El Congreso peruano se une para destituir a Boluarte en un proceso exprés, mientras el país arde bajo el peso del autoritarismo, la corrupción y la violencia.
UNA PRESIDENCIA SOSTENIDA POR EL MIEDO
La historia política reciente de Perú es un espejo roto donde se refleja el agotamiento de una democracia corroída. Dina Boluarte, quien asumió el poder tras el intento de autogolpe de Pedro Castillo en diciembre de 2022, se enfrenta ahora a su propio derrumbe. El Congreso peruano ha reunido los votos suficientes para iniciar un proceso de destitución por “incapacidad moral”, con el respaldo de las derechas y del fujimorismo que la mantuvieron viva durante casi tres años.
No fue la muerte de más de cincuenta manifestantes durante su mandato. Tampoco las intervenciones estéticas realizadas en secreto mientras el país se desangraba. Ni siquiera los relojes y joyas de lujo que supuestamente recibió a cambio de favores políticos. Boluarte no cae por sus crímenes políticos ni por su corrupción, sino por haber dejado de ser útil para las élites que la encumbraron.
El detonante ha sido el aumento imparable de la violencia que asfixia al país. Perú vive una ola de criminalidad sin precedentes: asesinatos, extorsiones y atentados se han convertido en rutina. El último episodio, un ataque armado contra la banda de cumbia Agua Marina, ha sido la chispa que encendió el proceso. Cuatro de sus integrantes fueron baleados durante un concierto, un hecho que expuso con crudeza la descomposición del orden público y la incapacidad del Gobierno para proteger a su ciudadanía.
La moción de vacancia ha sido impulsada por Renovación Popular, el partido ultraconservador liderado por Rafael López Aliaga, el alcalde de Lima conocido como Porky. A ella se sumaron Fuerza Popular, de Keiko Fujimori, Alianza para el Progreso, Juntos por el Perú, Voces del Pueblo y Bloque Magisterial. Cuatro mociones, cuatro dagas políticas que cierran un ciclo de hipocresía institucional.
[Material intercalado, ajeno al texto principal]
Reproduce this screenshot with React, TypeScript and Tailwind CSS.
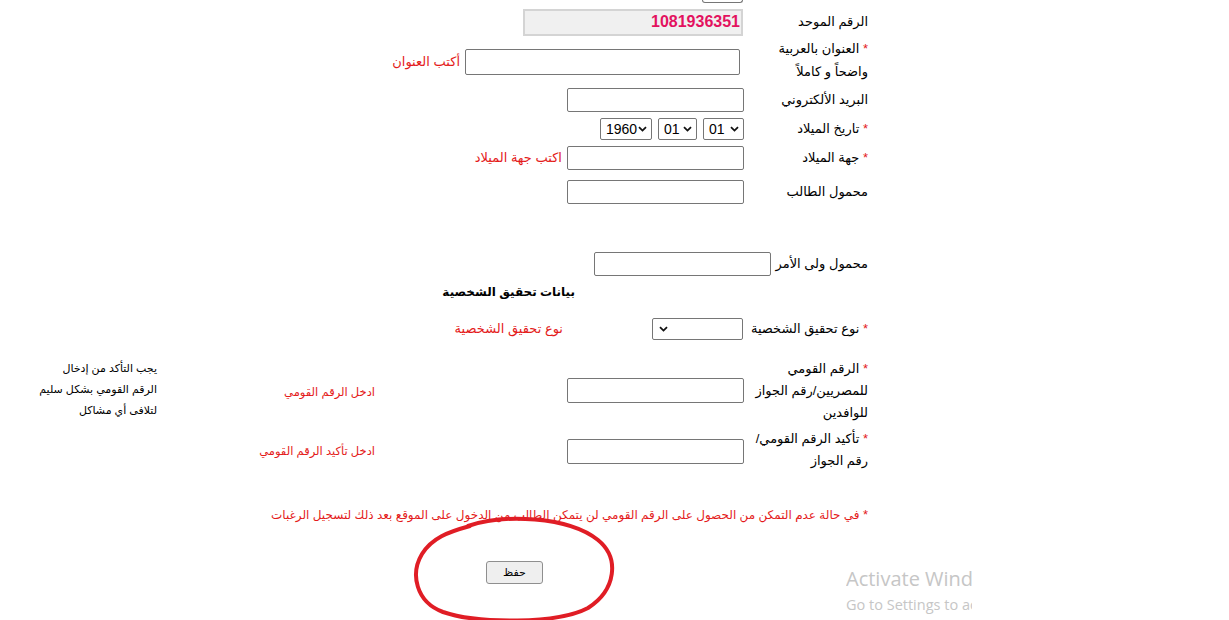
import React from "react";

function Chevron() {
  return (
    <svg width="9" height="6" viewBox="0 0 9 6" className="shrink-0">
      <path d="M1 1.2 L4.5 4.6 L8 1.2" fill="none" stroke="#111" strokeWidth="1.8" />
    </svg>
  );
}

function DateSelect({ value, width }: { value: string; width: string }) {
  return (
    <div
      dir="ltr"
      className={`${width} flex h-[22px] items-center justify-between rounded-[2px] border border-[#767676] bg-white pl-[5px] pr-[4px] text-[14px] font-['Liberation_Sans',sans-serif]`}
    >
      <span>{value}</span>
      <Chevron />
    </div>
  );
}

const red = "text-[#e41b1b]";

export default function App() {
  return (
    <div className="relative h-[620px] overflow-hidden bg-white text-[13px] leading-[22px] text-black font-['Liberation_Sans','DejaVu_Sans',sans-serif]">
      <div dir="rtl" className="w-[868px]">
        {/* bottom of the cut-off control at the top */}
        <div className="flex h-[8px]">
          <div className="mr-[125px] h-[3px] w-[41px] rounded-b-[3px] border border-t-0 border-[#767676]" />
        </div>

        {/* unified number */}
        <div className="flex h-[28px] items-center">
          <div className="w-[125px]">الرقم الموحد</div>
          <input
            readOnly
            value="1081936351"
            className="h-[27px] w-[220px] border-2 border-[#d4d4d4] bg-[#f0f0f0] px-[1px] text-[16px] font-bold text-[#e3125f] outline-none"
          />
        </div>

        {/* address */}
        <div className="mt-[1px] flex items-start">
          <div className="w-[128px] leading-[23px] whitespace-nowrap">
            <span className={red}>*</span> العنوان بالعربية
            <br />
            واضحاً و كاملاً
          </div>
          <div className="mt-[12px] flex items-center gap-[5px]">
            <input className="h-[26px] w-[275px] rounded-[2px] border border-[#767676] bg-white" />
            <span className={red}>أكتب العنوان</span>
          </div>
        </div>

        {/* email */}
        <div className="mt-[5px] flex h-[24px] items-center">
          <div className="w-[124px]">البريد الألكتروني</div>
          <input className="h-[24px] w-[177px] rounded-[2px] border border-[#767676] bg-white" />
        </div>

        {/* birth date */}
        <div className="mt-[6px] flex h-[22px] items-center">
          <div className="w-[124px]">
            <span className={red}>*</span> تاريخ الميلاد
          </div>
          <div className="flex gap-[6px]">
            <DateSelect value="01" width="w-[41px]" />
            <DateSelect value="01" width="w-[39px]" />
            <DateSelect value="1960" width="w-[52px]" />
          </div>
        </div>

        {/* birth place */}
        <div className="mt-[6px] flex h-[24px] items-center">
          <div className="w-[124px]">
            <span className={red}>*</span> جهة الميلاد
          </div>
          <div className="flex items-center gap-[5px]">
            <input className="h-[24px] w-[177px] rounded-[2px] border border-[#767676] bg-white" />
            <span className={red}>اكتب جهة الميلاد</span>
          </div>
        </div>

        {/* student mobile */}
        <div className="mt-[10px] flex h-[24px] items-center">
          <div className="w-[124px]">محمول الطالب</div>
          <input className="h-[24px] w-[177px] rounded-[2px] border border-[#767676] bg-white" />
        </div>

        {/* guardian mobile */}
        <div className="mt-[48px] flex h-[24px] items-center">
          <div className="w-[97px]">محمول ولى الأمر</div>
          <input className="h-[24px] w-[177px] rounded-[2px] border border-[#767676] bg-white" />
        </div>

        <div className="mt-[5px] flex">
          <div className="mr-[293px] text-[12px] font-bold">بيانات تحقيق الشخصية</div>
        </div>

        {/* id type */}
        <div className="mt-[15px] flex h-[22px] items-center">
          <div className="w-[125px]">
            <span className={red}>*</span> نوع تحقيق الشخصية
          </div>
          <div className="flex h-[22px] w-[91px] items-center rounded-[2px] border border-[#767676] bg-white pr-[5px]">
            <span className="mr-auto pl-[6px]">
              <Chevron />
            </span>
          </div>
          <div className={`mr-[89px] ${red}`}>نوع تحقيق الشخصية</div>
        </div>

        {/* national id */}
        <div className="mt-[18px] flex items-start">
          <div className="w-[124px] whitespace-nowrap leading-[22px]">
            <span className={red}>*</span> الرقم القومي
            <br />
            للمصريين/رقم الجواز
            <br />
            للوافدين
          </div>
          <input className="mt-[20px] h-[25px] w-[177px] rounded-[2px] border border-[#767676] bg-white" />
          <div className={`mr-[192px] mt-[23px] w-[218px] text-[11.5px] ${red}`}>ادخل الرقم القومي</div>
          <div className="text-[11px] leading-[21px] whitespace-nowrap">
            يجب التأكد من إدخال
            <br />
            الرقم القومي بشكل سليم
            <br />
            لتلافى أي مشاكل
          </div>
        </div>

        {/* confirm national id */}
        <div className="mt-[4px] flex items-start">
          <div className="w-[124px] whitespace-nowrap leading-[22px]">
            <span className={red}>*</span> تأكيد الرقم القومي/
            <br />
            رقم الجواز
          </div>
          <input className="mt-[11px] h-[25px] w-[177px] rounded-[2px] border border-[#767676] bg-white" />
          <div className={`mr-[192px] mt-[12px] text-[11.5px] ${red}`}>ادخل تأكيد الرقم القومي</div>
        </div>

        <div className={`mt-[32px] whitespace-nowrap text-[12px] ${red}`}>
          <span className="text-[13px]">*</span> في حالة عدم التمكن من الحصول على الرقم القومي لن يتمكن الطالب من الدخول على الموقع بعد ذلك لتسجيل الرغبات
        </div>

        <div className="mt-[35px] flex">
          <button className="mr-[325px] h-[23px] w-[57px] rounded-[3px] border border-[#8f8f8f] bg-[#efefef] text-[11px] leading-none">
            حفظ
          </button>
        </div>
      </div>

      {/* hand-drawn red ellipse around the save button */}
      <svg className="pointer-events-none absolute left-[408px] top-[512px]" width="212" height="112" viewBox="0 0 212 112">
        <path
          d="M60 14 C95 2 160 4 190 28 C212 46 208 78 180 96 C150 112 70 112 35 100 C8 90 2 62 14 42 C24 26 40 20 62 14"
          fill="none"
          stroke="#e01d25"
          strokeWidth="4"
          strokeLinecap="round"
        />
      </svg>

      {/* windows activation watermark, cut off on the right */}
      <div className="pointer-events-none absolute left-[846px] top-[565px] w-[126px] overflow-hidden whitespace-nowrap font-['Open_Sans',sans-serif] text-[#c6c6c6]">
        <div className="text-[20px] leading-[28px]">Activate Windows</div>
        <div className="text-[14.5px] leading-[24px]">Go to Settings to activate Windows.</div>
      </div>
    </div>
  );
}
ENTRE LA REPRESIÓN Y EL ABANDONO
Dina Boluarte llegó al poder prometiendo elecciones anticipadas. Mintió. Gobernó sin legitimidad popular, sostenida por un Congreso que representa más al poder económico que al pueblo peruano. Su supervivencia se basó en una ecuación simple: represión a cambio de estabilidad.
La represión fue salvaje. Más de cincuenta personas murieron en las protestas que siguieron a la caída de Castillo, la mayoría jóvenes, campesinas y campesinos, y personas indígenas del sur andino. Ningún mando policial ha sido condenado. Ninguna reparación ha sido efectiva. Boluarte prefirió blindarse políticamente antes que reconocer el carácter criminal de su gestión.
En los barrios de Lima, la extorsión y el sicariato se han convertido en moneda corriente. En regiones como Puno o Ayacucho, el Estado es apenas un rumor. El país se ha militarizado, pero no para proteger a su población sino para defender los privilegios de los de siempre.
A mediados de 2024, la llamada Generación Z salió a las calles para exigir un cambio real. No pedían milagros, pedían democracia. La respuesta del Gobierno fue gas lacrimógeno, detenciones arbitrarias y silencios oficiales. Cada marcha reprimida fue un ladrillo más en el muro de aislamiento de Boluarte.
Hoy, mientras el Congreso la empuja al vacío, no hay un solo bloque político que la defienda con convicción. Quienes la sostuvieron ahora la abandonan, conscientes de que su desgaste puede arrastrarles también. El pacto de impunidad que la mantuvo viva hasta 2026 se ha resquebrajado.
Perú vuelve así al mismo abismo de siempre: una sucesión de presidentes fugaces, Congresos corruptos y pueblos indignados. Pero algo ha cambiado. La gente ya no teme señalar al poder. Ya no se traga la narrativa del “orden”.
Porque el verdadero desorden lo siembran quienes usan la democracia para destruirla.
Y Dina Boluarte pasará a la historia como la presidenta que convirtió el miedo en método de gobierno y terminó devorada por sus propios aliados.